En plein contexte de menaces d’expulsion de la jungle de Calais, un drame de plus vient s’ajouter à tous ces parcours chaotiques, toutes ces vies mutilées, qui se frayent un chemin fragile et échouent sur les côtes normandes : une femme, interprète pachtoune, venue contribuer à un reportage pour France 5 a été agressée et violée par des afghans aux abords de la Jungle. Le lendemain toute la presse du net en parle. Rage et amertume que nous tentons de décortiquer ici.
Nous aussi on a connu des viols stéréotypés. Un chauffeur routier, père de famille espagnol et fervent chrétien. Un anesthésiste ayant violé un de nos proches quand il avait moins de cinq ans, un instructeur militaire qui a violé un autre pote pendant plus d’un an quand celui ci avait onze ans. Les viols de copines sont tellement nombreux qu’on en efface parfois les récits pour la survie de notre apparente santé mentale. ll y a encore deux semaines une copine a subi une tentative de viol et n’a pu s’en extraire que parce qu’elle a pu, elle a su, frapper.
Combien de femmes violées tous les jours en France ? Combien d’articles sur le viol de ma sœur, de ma pote, de cette femme, fille, collègue, inconnue, dans ces mêmes journaux ?
Existerait-il encore des incrédules qui s’imagineraient que le viol ne soit que le fait d’âmes perdues, de fous à lier, de dangereux criminels, de migrants sans foi ni loi ? Le viol est pourtant chose bien courante. Il est partout autour de nous, dans nos familles, nos loisirs, nos lieux de travail et de sociabilisation, pour qui veut bien y regarder.

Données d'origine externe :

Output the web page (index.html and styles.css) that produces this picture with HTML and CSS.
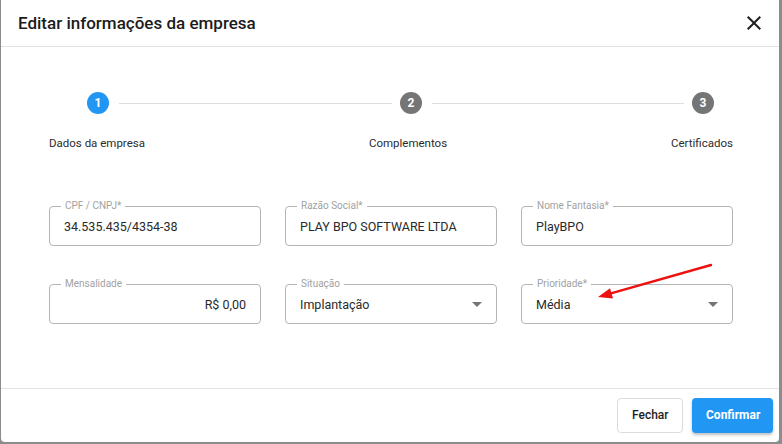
FILE: index.html
```html
<!DOCTYPE html>
<html lang="pt-BR">
<head>
    <meta charset="UTF-8">
    <meta name="viewport" content="width=device-width, initial-scale=1.0">
    <title>Editar informações da empresa</title>
    <link rel="stylesheet" href="styles.css">
</head>
<body>
    <div class="backdrop">
        <div class="dialog">
            <!-- cabeçalho -->
            <header class="dialog-header">
                <h2>Editar informações da empresa</h2>
                <button class="close-button" type="button" aria-label="Fechar">
                    <svg width="24" height="24" viewBox="0 0 24 24"><path d="M19 6.41L17.59 5 12 10.59 6.41 5 5 6.41 10.59 12 5 17.59 6.41 19 12 13.41 17.59 19 19 17.59 13.41 12z" fill="#1f1f1f"/></svg>
                </button>
            </header>

            <div class="dialog-body">
                <!-- etapas -->
                <div class="stepper">
                    <div class="step-track">
                        <span class="step-icon active">1</span>
                        <span class="step-line first"></span>
                        <span class="step-icon">2</span>
                        <span class="step-line second"></span>
                        <span class="step-icon">3</span>
                    </div>
                    <div class="step-labels">
                        <span>Dados da empresa</span>
                        <span>Complementos</span>
                        <span>Certificados</span>
                    </div>
                </div>

                <!-- dados da empresa -->
                <form class="form-grid">
                    <div class="field">
                        <label for="cnpj">CPF / CNPJ*</label>
                        <input type="text" id="cnpj" value="34.535.435/4354-38">
                    </div>
                    <div class="field">
                        <label for="razao">Razão Social*</label>
                        <input type="text" id="razao" value="PLAY BPO SOFTWARE LTDA">
                    </div>
                    <div class="field">
                        <label for="fantasia">Nome Fantasia*</label>
                        <input type="text" id="fantasia" value="PlayBPO">
                    </div>
                    <div class="field">
                        <label for="mensalidade">Mensalidade</label>
                        <input type="text" id="mensalidade" class="align-right" value="R$ 0,00">
                    </div>
                    <div class="field select">
                        <label>Situação</label>
                        <span class="select-value">Implantação</span>
                        <svg class="caret" width="24" height="24" viewBox="0 0 24 24"><path d="M7 10l5 5 5-5z" fill="#757575"/></svg>
                    </div>
                    <div class="field select">
                        <label>Prioridade*</label>
                        <span class="select-value">Média</span>
                        <svg class="caret" width="24" height="24" viewBox="0 0 24 24"><path d="M7 10l5 5 5-5z" fill="#757575"/></svg>
                    </div>
                </form>
            </div>

            <footer class="dialog-actions">
                <button type="button" class="btn btn-outline">Fechar</button>
                <button type="button" class="btn btn-primary">Confirmar</button>
            </footer>
        </div>

        <!-- seta de anotação -->
        <svg class="annotation" width="782" height="444" viewBox="0 0 782 444">
            <line x1="711" y1="265" x2="610" y2="293.6" stroke="#ee1111" stroke-width="2.4" stroke-linecap="round"/>
            <polygon points="598,297 613,298.4 610,288.2" fill="#ee1111"/>
        </svg>
    </div>
</body>
</html>
```

FILE: styles.css
```css
* {
    box-sizing: border-box;
}
body {
    margin: 0;
    padding: 0;
    font-family: Roboto, "Liberation Sans", Arial, sans-serif;
    background-color: #5a5650;
    color: #2a2a2a;
}
.backdrop {
    position: relative;
    width: 782px;
    height: 444px;
    background-color: #8c8c8c;
    overflow: hidden;
}
.dialog {
    display: flex;
    flex-direction: column;
    width: 778px;
    height: 442px;
    margin-left: 1px;
    background-color: #ffffff;
    border-radius: 0 0 4px 4px;
}
.dialog-header {
    display: flex;
    align-items: center;
    justify-content: space-between;
    height: 47px;
    padding: 0 13px 0 17px;
    border-bottom: 1px solid #e2e2e2;
}
.dialog-header h2 {
    margin: 0;
    font-size: 17px;
    font-weight: 500;
    color: #1c1c1c;
}
.close-button {
    display: flex;
    padding: 0;
    border: none;
    background: none;
    cursor: pointer;
}
.dialog-body {
    flex: 1;
    padding: 45px 46px 0 48px;
}
.stepper {
    font-size: 11.5px;
}
.step-track {
    display: flex;
    align-items: center;
    padding: 0 19px 0 38px;
}
.step-icon {
    display: flex;
    align-items: center;
    justify-content: center;
    width: 22px;
    height: 22px;
    border-radius: 50%;
    background-color: #757575;
    color: #ffffff;
    font-size: 12px;
    font-weight: 700;
}
.step-icon.active {
    background-color: #2196f3;
}
.step-line {
    height: 1px;
    margin: 0 8px 0 10px;
    background-color: #dedede;
}
.step-line.first {
    flex: 272;
}
.step-line.second {
    flex: 251;
}
.step-labels {
    display: flex;
    justify-content: space-between;
    margin-top: 22px;
    color: #2c2c2c;
}
.form-grid {
    display: grid;
    grid-template-columns: repeat(3, 1fr);
    column-gap: 24px;
    row-gap: 38px;
    margin-top: 56px;
}
.field {
    position: relative;
    display: flex;
    align-items: center;
    height: 40px;
    padding: 0 14px;
    border: 1px solid #b4b4b4;
    border-radius: 4px;
}
.field label {
    position: absolute;
    top: -7px;
    left: 11px;
    padding: 0 4px;
    background-color: #ffffff;
    font-size: 10px;
    line-height: 12px;
    color: #a2a2a2;
}
.field input {
    width: 100%;
    padding: 0;
    border: none;
    outline: none;
    font-family: inherit;
    font-size: 12.5px;
    color: #2a2a2a;
    background: transparent;
}
.field input.align-right {
    text-align: right;
}
.select-value {
    flex: 1;
    font-size: 12.5px;
}
.caret {
    margin-right: -7px;
}
.dialog-actions {
    display: flex;
    align-items: center;
    justify-content: flex-end;
    gap: 9px;
    height: 54px;
    padding: 0 6px 1px 0;
    border-top: 1px solid #e2e2e2;
}
.btn {
    height: 35px;
    padding: 0 14px;
    border-radius: 4px;
    font-family: inherit;
    font-size: 12px;
    cursor: pointer;
}
.btn-outline {
    width: 66px;
    border: 1px solid #dcdcdc;
    background-color: #ffffff;
    color: #1e1e1e;
    font-weight: 500;
}
.btn-primary {
    width: 81px;
    border: none;
    background-color: #2196f3;
    color: #ffffff;
    font-weight: 700;
    box-shadow: 0 2px 3px rgba(0, 0, 0, 0.25);
}
.annotation {
    position: absolute;
    top: 0;
    left: 0;
    pointer-events: none;
}
```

Le viol n’est pas l’apanage de certains groupes ethniques, il est répandu partout. Et oui, réveillons-nous ! Et notamment à Calais, et ce n’est certainement pas la première fois. Et pourquoi à votre avis avançons-nous cette supposition ? Non pas parce que nous pensons que les migrants sont de dangereux violeurs mais parce que nous sommes persuadéEs que les hommes en général, grands, petits, blancs, blacks, à cravate, à capuche, fils à papa, ouvriers à l’usine, français, ouzbeks, américains, avec ou sans papiers, tous les hommes avec un petit « h » sont de potentiels violeurs.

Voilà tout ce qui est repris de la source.